Among the countries of north-east Asia, China welcomed more visitors than any other country, close to 33 million in 2017, yet average spend per visitor was just USD 536. Japan had less than half as many visitors as China yet it earned just under  USD 2 billion more in total, with an average spend per visitor of USD 1,186. Hong Kong had just 1 million fewer visitors than China and average spend was much the same, at $US1194 per person.

The country that earned the most from every foreign visitor in 2017, in fact blew all others out of the water, was Australia. In 2017, each of Australia’s 8.8 million international visitors spent on average USD 4,734. More than  in Liechtenstein, more than in the US, more than in the UAE. The figure for New Zealand that year was USD 2,893 per visitor, and although travel costs in New Zealand are about on par with Australia’s, most visitors spend less time there, which accounts for the difference in average spend.

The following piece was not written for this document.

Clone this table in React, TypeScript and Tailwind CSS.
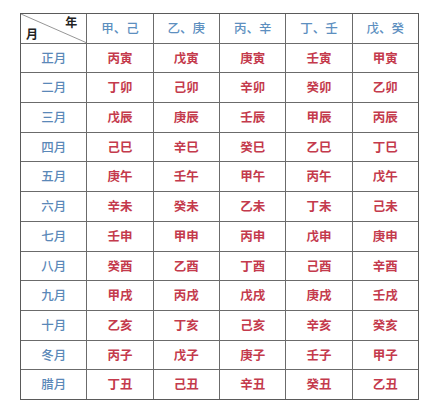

Apart from those big economies, the 26 Caribbean Islands receive up 20,000 tourists daily from cruise ships alone. With a population of 98,000, the share of jobs of tourism and travel in Caribbean Islands of Antigua and Barbuda is 91% whereby 33,800 jobs are created by that industry. Bahamas with a population of 400,000 people, the share of  job of tourism and travel  is 52% whereby 393,200 jobs are created by that industry.

Last year, before the outbreak of Corona pandemic, the East African Indian Ocean islands of Zanzibar received a total number of 538,264 tourists, whereby tourists from Europe dominated the market, accounting for over 62 per cent of all arrivals. Italy topped the list with 8,509 tourists entering Zanzibar while United States of America and South Africa contributed 6.2 and 6.1 per cent, respectively.

In conclusion,  Zanzibar’s big tourism markets are Scandinavia, France, Russia, German, Belgium, Kenya and UK. There are also emerging markets like Poland, Ukraine, China, India and Israel.